Ce n’est un secret pour personne, Trump voudrait avoir le contrôle de la Fed. Dans son idée, cela lui permettrait d’imposer à l’institution une baisse massive des taux d’intérêt (on parle de 200 à 300 points de base), pour donner un coup de fouet à l’économie américaine. Mais pour le reste, ses intentions sont assez floues. La Banque centrale américaine est également émettrice de la monnaie la plus importante au monde : le dollar. Pour Trump, contrôler la Fed, cela signifie probablement déprécier le dollar par rapport aux autres devises, et peut-être même garantir un financement sans limite de la dette américaine. Enfin, on imagine quelque chose comme cela…
Comment contrôler la Fed ? Cela demande quelques explications. La Fed est dirigée par un Board of Governors composé de sept membres. Ils sont nommés pour un mandat de 14 ans (!) par le président des États-Unis avec le consentement du Sénat. Mais ce n’est pas tout. La Fed a également 12 entités “régionales” dont les présidents sont nommés par le comité de direction de chaque entité, mais doivent être approuvés par le Board of Governors.
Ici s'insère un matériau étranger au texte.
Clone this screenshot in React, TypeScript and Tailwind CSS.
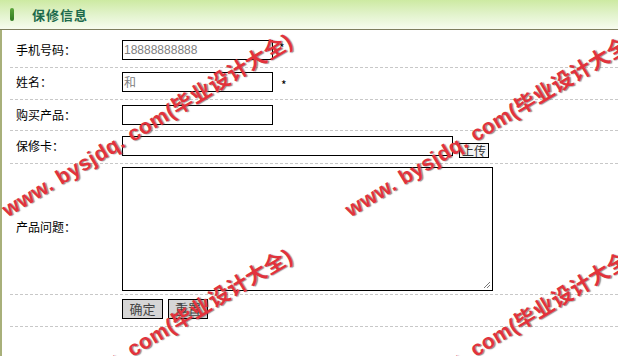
import React from 'react';

const cjk = { fontFamily: '"Noto Sans CJK SC", "Liberation Sans", sans-serif' };

const Watermark: React.FC<{ left: number; top: number }> = ({ left, top }) => (
  <div
    className="absolute whitespace-nowrap text-[21px] leading-[20px] tracking-[0.5px] font-bold text-[#e2323c] origin-bottom-left -rotate-[31deg] [text-shadow:1px_1px_1px_rgba(60,60,60,0.6)] pointer-events-none"
    style={{ left, top, fontFamily: '"Liberation Sans", "Noto Sans CJK SC", sans-serif' }}
  >
    www. bysjdq. com(毕业设计大全)
  </div>
);

const App: React.FC = () => {
  return (
    <div className="relative w-[618px] h-[356px] overflow-hidden bg-white text-[12px] text-black" style={cjk}>
      <div className="h-[30px] flex items-center border-b border-[#7e7e5e] bg-gradient-to-b from-[#cdeaa2] via-[#e2f3cc] to-[#f7fcef]">
        <div className="ml-[10px] w-[4px] h-[13px] rounded-sm bg-gradient-to-b from-[#5aa53a] to-[#2f7a22]" />
        <div className="ml-[18px] text-[13px] font-bold text-[#1d6a4c] tracking-[1px]">保修信息</div>
      </div>

      <div className="h-[326px] border-l-2 border-[#a8b07a] pt-[5px] pl-[8px]">
        <div className="h-[33px] pt-[5px] flex items-start border-b border-dashed border-[#c8c8c8]">
          <div className="w-[112px] h-[20px] flex items-center pl-[6px]">手机号码：</div>
          <div className="w-[151px] h-[20px] border border-black flex items-center pl-[1px] text-[#808080]" style={{ fontFamily: '"Liberation Sans", sans-serif' }}>18888888888</div>
          <div className="ml-[6px] mt-[2px] leading-[12px]">*</div>
        </div>

        <div className="h-[32px] pt-[4px] flex items-start border-b border-dashed border-[#c8c8c8]">
          <div className="w-[112px] h-[20px] flex items-center pl-[6px]">姓名：</div>
          <div className="w-[151px] h-[20px] border border-black flex items-center pl-[1px] text-[#808080]">和</div>
          <div className="ml-[8px] mt-[7px] leading-[12px]">*</div>
        </div>

        <div className="h-[31px] pt-[5px] flex items-start border-b border-dashed border-[#c8c8c8]">
          <div className="w-[112px] h-[20px] flex items-center pl-[6px]">购买产品：</div>
          <div className="w-[151px] h-[20px] border border-black" />
        </div>

        <div className="h-[33px] pt-[5px] flex items-start border-b border-dashed border-[#c8c8c8]">
          <div className="w-[112px] h-[20px] flex items-center pl-[6px]">保修卡：</div>
          <div className="w-[331px] h-[20px] border border-black" />
          <div className="ml-[6px] mt-[7px] w-[30px] h-[15px] border border-black bg-[#f4f4f4] flex items-center justify-center text-[12px] leading-[12px] text-[#333]">上传</div>
        </div>

        <div className="h-[131px] pt-[3px] flex items-start border-b border-dashed border-[#c8c8c8]">
          <div className="w-[112px] h-[120px] flex items-center pl-[6px]">产品问题：</div>
          <div className="relative w-[371px] h-[124px] border border-black">
            <svg className="absolute right-[1px] bottom-[1px]" width="9" height="9" viewBox="0 0 9 9">
              <path d="M8 2 L2 8 M8 5 L5 8" stroke="#777" strokeWidth="1" />
            </svg>
          </div>
        </div>

        <div className="h-[32px] pt-[4px] flex items-start gap-[5px] border-b border-dashed border-[#c8c8c8]">
          <div className="w-[107px]" />
          <div className="w-[41px] h-[20px] border border-black bg-[#d6d6d6] flex items-center justify-center text-[13px] text-[#444]">确定</div>
          <div className="w-[40px] h-[20px] border border-black bg-[#d6d6d6] flex items-center justify-center text-[13px] text-[#444]">重置</div>
        </div>
      </div>

      <Watermark left={9} top={200} />
      <Watermark left={352} top={200} />
      <Watermark left={9} top={415} />
      <Watermark left={352} top={415} />
    </div>
  );
};

export default App;
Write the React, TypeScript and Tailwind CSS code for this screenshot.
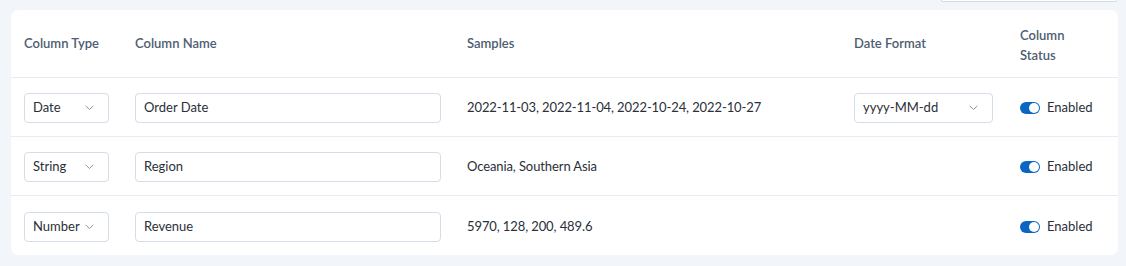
import React from "react";

type Row = {
  type: string;
  name: string;
  samples: string;
  dateFormat?: string;
};

const rows: Row[] = [
  {
    type: "Date",
    name: "Order Date",
    samples: "2022-11-03, 2022-11-04, 2022-10-24, 2022-10-27",
    dateFormat: "yyyy-MM-dd",
  },
  { type: "String", name: "Region", samples: "Oceania, Southern Asia" },
  { type: "Number", name: "Revenue", samples: "5970, 128, 200, 489.6" },
];

const Chevron = () => (
  <svg width="9" height="6" viewBox="0 0 9 6" fill="none" className="shrink-0">
    <path d="M1 1.2L4.5 4.5L8 1.2" stroke="#8a94a6" strokeWidth="1" strokeLinecap="round" strokeLinejoin="round" />
  </svg>
);

const SelectBox = ({ value, width }: { value: string; width: string }) => (
  <div
    className={`flex items-center justify-between h-[30px] ${width} rounded-[4px] border border-[#d5dde9] bg-white pl-[8px] pr-[14px] text-[13px] text-[#2a2f38]`}
  >
    <span>{value}</span>
    <Chevron />
  </div>
);

const Toggle = () => (
  <div className="relative w-[20px] h-[12px] rounded-full bg-[#0a66c2]">
    <div className="absolute right-[1px] top-[1px] w-[10px] h-[10px] rounded-full bg-white" />
  </div>
);

const cols = "grid grid-cols-[111px_332px_387px_166px_1fr] pl-[13px] items-center";

export default function App() {
  return (
    <div className="w-[1126px] h-[266px] bg-[#f2f5f9] font-['Lato',sans-serif]">
      <div className="flex justify-end pr-[9px]">
        <div className="w-[176px] h-[2px] bg-white border-x border-b border-[#d3d9e3] rounded-b-[3px]" />
      </div>

      <div className="mt-[8px] ml-[11px] w-[1107px] bg-white rounded-[7px]">
        {/* Header */}
        <div className={`${cols} h-[68px] border-b border-[#e8ebf1] text-[13px] font-semibold text-[#4e5d72]`}>
          <div>Column Type</div>
          <div>Column Name</div>
          <div>Samples</div>
          <div>Date Format</div>
          <div className="w-[60px] leading-[20px] pt-[3px]">Column Status</div>
        </div>

        {/* Rows */}
        {rows.map((row, i) => (
          <div
            key={i}
            className={`${cols} h-[59px] pt-[2px] text-[13px] text-[#2a2f38] ${
              i < rows.length - 1 ? "border-b border-[#e8ebf1]" : ""
            }`}
          >
            <SelectBox value={row.type} width="w-[85px]" />
            <div className="flex items-center h-[30px] w-[306px] rounded-[4px] border border-[#d5dde9] px-[8px]">
              {row.name}
            </div>
            <div className="tracking-[-0.1px]">{row.samples}</div>
            <div>{row.dateFormat && <SelectBox value={row.dateFormat} width="w-[139px]" />}</div>
            <div className="flex items-center gap-[7px]">
              <Toggle />
              <span>Enabled</span>
            </div>
          </div>
        ))}
      </div>
    </div>
  );
}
Par ailleurs, ce même Board doit régulièrement statuer sur la reconduction ou non du mandat des présidents régionaux. Or, et c’est là que cela se corse, le prochain vote (qui historiquement est plutôt une formalité) aura lieu en février prochain.
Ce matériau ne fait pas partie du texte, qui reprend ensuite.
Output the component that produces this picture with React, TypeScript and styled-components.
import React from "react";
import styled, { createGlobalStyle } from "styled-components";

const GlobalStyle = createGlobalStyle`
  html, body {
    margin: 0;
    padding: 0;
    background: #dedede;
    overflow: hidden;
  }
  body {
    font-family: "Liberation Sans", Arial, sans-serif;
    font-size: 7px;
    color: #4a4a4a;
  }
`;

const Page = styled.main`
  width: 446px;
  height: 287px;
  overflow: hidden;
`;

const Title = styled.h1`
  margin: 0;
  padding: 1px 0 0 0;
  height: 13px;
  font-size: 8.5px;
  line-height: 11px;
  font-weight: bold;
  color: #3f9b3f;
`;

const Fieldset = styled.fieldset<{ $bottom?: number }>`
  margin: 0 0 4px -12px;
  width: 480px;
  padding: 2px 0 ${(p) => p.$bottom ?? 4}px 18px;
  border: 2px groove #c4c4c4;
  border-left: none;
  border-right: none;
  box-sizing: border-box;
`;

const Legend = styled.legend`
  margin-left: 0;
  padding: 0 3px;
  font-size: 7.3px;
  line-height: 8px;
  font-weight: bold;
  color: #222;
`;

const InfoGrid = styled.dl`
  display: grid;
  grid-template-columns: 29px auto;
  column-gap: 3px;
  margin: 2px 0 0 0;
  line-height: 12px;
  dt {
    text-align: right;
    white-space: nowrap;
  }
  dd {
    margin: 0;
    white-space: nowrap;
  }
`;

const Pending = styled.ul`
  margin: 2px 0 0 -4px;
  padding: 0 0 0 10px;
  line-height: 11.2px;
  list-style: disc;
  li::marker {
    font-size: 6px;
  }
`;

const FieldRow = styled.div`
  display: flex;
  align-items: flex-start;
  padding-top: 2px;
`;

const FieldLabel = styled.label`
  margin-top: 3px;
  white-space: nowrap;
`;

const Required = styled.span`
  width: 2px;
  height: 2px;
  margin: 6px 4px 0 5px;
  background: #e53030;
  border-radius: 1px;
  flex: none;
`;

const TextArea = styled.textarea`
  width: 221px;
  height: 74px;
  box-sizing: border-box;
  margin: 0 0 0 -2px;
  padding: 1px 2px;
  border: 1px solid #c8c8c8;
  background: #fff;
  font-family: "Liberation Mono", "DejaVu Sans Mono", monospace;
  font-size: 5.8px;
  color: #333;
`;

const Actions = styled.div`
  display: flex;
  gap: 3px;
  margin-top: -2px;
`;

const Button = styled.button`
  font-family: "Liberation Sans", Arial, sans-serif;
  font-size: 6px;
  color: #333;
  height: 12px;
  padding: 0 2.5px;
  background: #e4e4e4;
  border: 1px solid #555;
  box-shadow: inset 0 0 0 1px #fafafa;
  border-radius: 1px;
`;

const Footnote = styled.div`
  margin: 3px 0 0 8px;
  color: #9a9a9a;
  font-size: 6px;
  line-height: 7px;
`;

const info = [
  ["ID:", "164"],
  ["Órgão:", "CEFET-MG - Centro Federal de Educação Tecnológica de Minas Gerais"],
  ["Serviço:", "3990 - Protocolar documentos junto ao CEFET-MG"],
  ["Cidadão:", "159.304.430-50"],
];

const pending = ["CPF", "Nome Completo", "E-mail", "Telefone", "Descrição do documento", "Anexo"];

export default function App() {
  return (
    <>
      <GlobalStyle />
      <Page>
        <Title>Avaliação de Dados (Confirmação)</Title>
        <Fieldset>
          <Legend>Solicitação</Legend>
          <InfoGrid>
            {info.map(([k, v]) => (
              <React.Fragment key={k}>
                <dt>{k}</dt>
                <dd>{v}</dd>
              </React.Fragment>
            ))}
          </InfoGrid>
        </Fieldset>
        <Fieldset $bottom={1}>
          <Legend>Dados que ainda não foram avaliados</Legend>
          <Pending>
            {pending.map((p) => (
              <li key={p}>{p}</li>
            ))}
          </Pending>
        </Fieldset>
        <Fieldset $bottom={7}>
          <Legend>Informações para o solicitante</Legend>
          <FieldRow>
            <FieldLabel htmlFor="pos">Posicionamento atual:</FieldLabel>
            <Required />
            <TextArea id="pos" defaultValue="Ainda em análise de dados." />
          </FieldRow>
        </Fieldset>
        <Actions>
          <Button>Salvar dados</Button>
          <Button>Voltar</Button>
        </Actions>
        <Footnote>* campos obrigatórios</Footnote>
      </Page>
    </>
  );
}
L’idée de Trump est donc que s’il obtient une majorité auprès du Board of Governors (4 des 7 membres), il pourra indirectement virer les présidents régionaux lors du vote de février et les remplacer par des personnes qui lui sont inféodées. Et c’est très important, car les décisions de politique monétaire sont prises par un comité de 12 personnes (le FOMC) : les sept membres du Board of Governors, le président de la Fed de New York et quatre autres présidents de Fed régionales (selon un système de rotations). Bref, obtenir quatre personnes à sa solde dans le Board of Governors pourrait lui permettre d’en imposer d’autres jusqu’à l’obtention d’une majorité au FOMC. Et alors… À lui les taux, la monnaie, l’or et tout le reste !
Où en est-il ? A priori, deux membres du board lui sont déjà fidèles : Michelle Bowman (qui est aussi vice-présidente de la Fed pour les matières de supervision financière) et Christopher Waller. Suite à la démission d’un autre membre, Trump a pu nommer Stephen Miran. Et de trois ! S’il parvient à virer Lisa Cook (l’affaire est en cours devant les tribunaux) et nommer son autre fidèle lieutenant, Scott Bessent, ce serait théoriquement gagné.
La Fed est attaquée, mais elle résiste… pour l’instant.
Mais attention aux apparences, les mots sont importants : fidèle ne veut pas dire inféodé. Et justement, la dernière réunion de politique monétaire de la Fed a permis de faire un premier test. En effet, tous les trimestres, les membres du board ET tous les présidents régionaux sont amenés à se prononcer, en âme et conscience, et de manière anonyme, sur leur vision personnelle du niveau recommandé des taux. Cela donne l’un des graphiques les plus connus dans les marchés financiers, le fameux “dot plot” (graphique à points). Même si les prévisions sont anonymes, on reconnaît Stephen Miran sur le graphique. En effet, 18 des 19 répondants attendent un taux de 3,75% ou plus en fin d’année. Le dernier attend 2,75%, ce qui correspondrait en gros à deux fois plus de baisses de taux que celles attendues par les autres.
Que faut-il en conclure ? Primo, Stephen Miran est devenu le porte-parole de Trump à la Fed. Mais secundo, si Bowan et Waller sont des “alliés” de Trump, ils gardent leur indépendance et ne se rallient pas, même en partie, à la cause excessive de Miran. Cela pourrait aussi faire la différence en février prochain. Bref, l’institution est attaquée, mais elle résiste… pour l’instant.